Imagine if you are into one specific genre of games and subscribed to a bunch of different subreddits through the years for the games you enjoy. When you come to Lemmy, the recommendation is simply that you signup to a generic “Gaming” community, only to find out that no one is really talking much about your niche genre. You’d be more likely to say “this recommendation is non-sense” than “ok, I will start posting content related to the things I am interested about”.
DNS. It’s always DNS… It’s back now.
To answer your questions:
Ideally, the answer to this is “the users who sign up to a fediversed instance and see their favorite subreddit missing on the list of recommendations.” If this is going to be true, I honestly do not know.
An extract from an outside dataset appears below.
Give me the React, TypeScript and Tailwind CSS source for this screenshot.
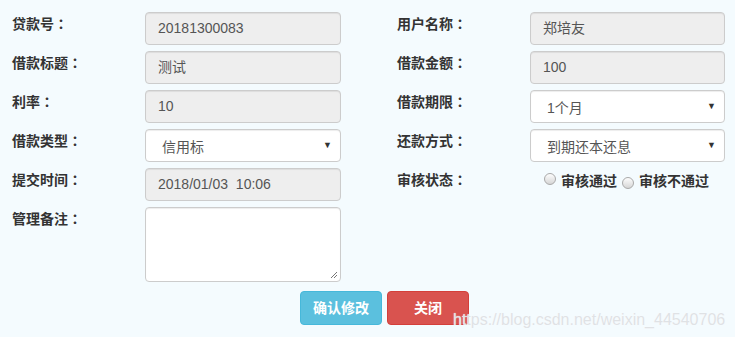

By the categorization matching. If someone wants to make a community to bring a local community (e.g, for a city in Australia) it would try to match the request with aussie.zone. If it’s a science focused subreddit, it should try to match it with mander.xyz, etc. Granted, this assumes that those instances are participating and using the fediverser software on their side, and at the moment I’m the only one doing, but the idea of the whole project is to create incentive for instance admins to use it.
A request should trigger some type of message to the admin. So, “as long as it takes for the admin to act on the message”?
100% agree. This is why the other leg of this creature is the “Community Ambassadors” feature, which is meant to help people to grow their communities and find them content.